The central bank head added that as a new 2024 budget is only expected to be built in the first months of next year, it is important that already now the government demonstrates its commitment to fiscal responsibility by material decisions to reduce expenditures that have become less essential.
“The reduction should be via adjustments on items that have a permanent impact, and that make a lower contribution to economic growth,” Yaron recommended. “Thus, these will serve as sources for dealing with the expected increase in the defense budget in the years following the war as well, with the debt to GDP ratio liable to otherwise continue increasing without such adjustments.”

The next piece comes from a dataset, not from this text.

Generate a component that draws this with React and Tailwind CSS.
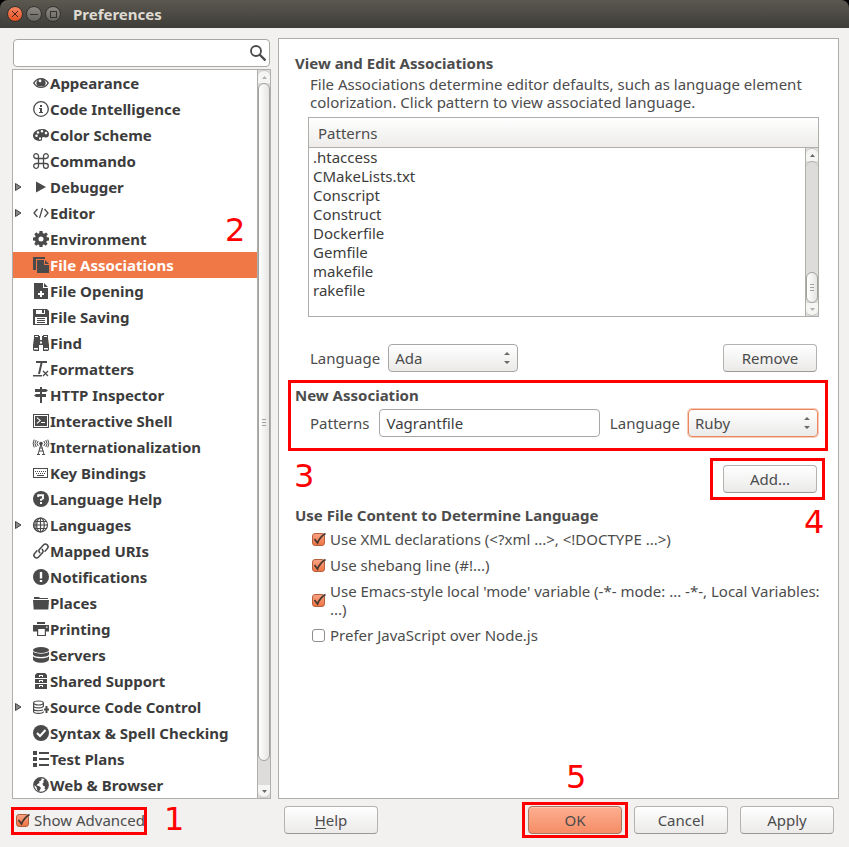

“Such a decline is important in order to maintain the credibility of fiscal policy in the view of the markets, and to prepare for additional crises that the State of Israel is liable to face in the coming years,” he emphasized.
Israel’s annual inflation rate over the past 12 months has eased to 3.7% in October and has been declining from 4.1% in August, but it is still above the government target range of between 1% to 3%.
The central bank sees inflation moderating in the coming months and return in the first half of 2024 to the target range.
“Despite inflation expectations being anchored, the effects of the war on the inflation processes are still not clear,” cautioned Yaron. “These will depend on the relative severity of the supply limitations and the decline in demand.”
“To the extent that the financial markets’ recent stability will become entrenched and the inflation environment will continue to moderate toward the target range, the more that monetary policy will be able to support economic activity,” said Yaron hinting at the scenario of the possibility for an interest rate cut in the coming months.